**DATA**

****************************************

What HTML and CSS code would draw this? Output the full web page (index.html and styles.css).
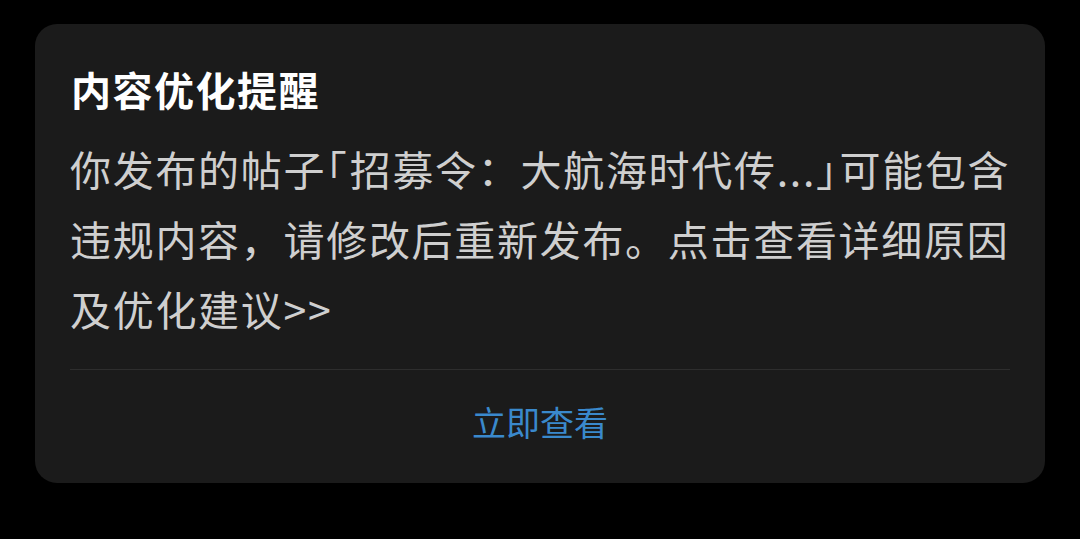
FILE: index.html
```html
<!DOCTYPE html>
<html lang="zh-CN">
<head>
<meta charset="utf-8">
<title>内容优化提醒</title>
<link rel="stylesheet" href="styles.css">
</head>
<body>
<div class="card">
  <h1 class="title">内容优化提醒</h1>
  <p class="message">你发布的帖子<span class="half">「</span>招募令：大航海时代传...<span class="half">」</span>可能包含<br>违规内容，请修改后重新发布。点击查看详细原因<br>及优化建议&gt;&gt;</p>
  <div class="divider"></div>
  <div class="action">立即查看</div>
</div>
</body>
</html>
```
FILE: styles.css
```css
html, body {
  margin: 0;
  padding: 0;
  background: #000;
}
body {
  width: 1080px;
  height: 539px;
  overflow: hidden;
  font-family: "Noto Sans CJK SC", "Noto Sans", sans-serif;
  padding-top: 24px;
  box-sizing: border-box;
}
.card {
  margin: 0 35px;
  width: 1010px;
  height: 459px;
  box-sizing: border-box;
  background: #1b1b1b;
  border-radius: 22px;
  padding: 40px 35px 8px;
  display: flex;
  flex-direction: column;
}
.title {
  margin: 0;
  font-size: 40px;
  line-height: 50px;
  font-weight: 700;
  letter-spacing: 1.5px;
  color: #ffffff;
  padding-left: 1px;
}
.message {
  margin: 19px 0 0;
  font-size: 41px;
  line-height: 70px;
  letter-spacing: 1.7px;
  color: #cfcfcf;
  white-space: nowrap;
}
.half {
  font-feature-settings: "halt" 1;
  letter-spacing: 3px;
}
.divider {
  margin-top: 26px;
  height: 1px;
  background: #2e2e2e;
}
.action {
  height: 104px;
  line-height: 104px;
  text-align: center;
  font-size: 34px;
  color: #3a89cc;
}
```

****************************************

**PROBLEM STATEMENT**
Report all lines of the data above that include the string "index".

**EXPECTED ANSWER**
What HTML and CSS code would draw this? Output the full web page (index.html and styles.css).
FILE: index.html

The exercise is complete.